Brisbane-born slam poet, environmental campaigner and teacher Alice Eather, who wrote Chapter 15 entitled 'Yuya Karrabura", committed suicide on June 4, 2017 at age 28, whilst the book was still being compiled. In the introduction, Anita Heiss pays tribute to Eather's contribution to the anthology and "her work as a poet and a community role model."

On August 8, 2019 Natalie Cromb – author of Chapter 12, 'This Is Nat, She's Abo' – appeared on the ABC current affairs program The Drum and shared her story.

== Reception ==
Writing for The Conversation on September 5, 2018, Jacinta Elston noted the multiple backgrounds of the book's many contributors and the depth of its content, stating that Growing Up Aboriginal in Australia is "a collection of stories that speaks to the strength of Aboriginal identity in Australia today, as well as the diversity of voices in the long marginalised Aboriginal literary community."

George Delaney, writing for Australian retailer and review site Readings, agreed with Elston's sentiment about authorial variety, stating Growing Up Aboriginal in Australia "highlights the enormous diversity in the life stories of Aboriginal people in Australia, from those who grew up in middle-class suburbia to those in self-determined communities, to missions and reserves, to small communities in remote areas." Delaney continued, explaining that "Each story is full of nuance and answers all sorts of questions, in beautifully complex ways, about Aboriginal experiences in contemporary Australia that often go unasked."

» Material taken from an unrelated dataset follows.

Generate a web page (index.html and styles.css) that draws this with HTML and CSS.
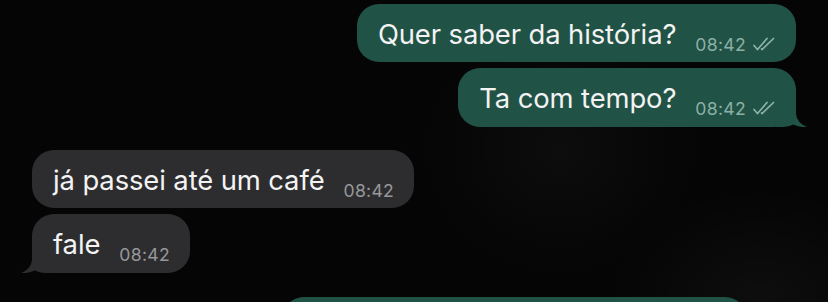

An article on the ACT Government website praised Growing Up Aboriginal in Australia, stating that "the diverse voices, experiences and stories" in the anthology "will enlighten, inspire and educate us all about the lives of Aboriginal people in Australia today." The article held particular acclaim for the contribution of Canberra-native Don Bemrose, an epistolary memoir entitled 'Dear Australia' which is "a powerful piece, beautifully written that will give the reader goosebumps as [Bemrose] shares commentary of his many achievements and challenges."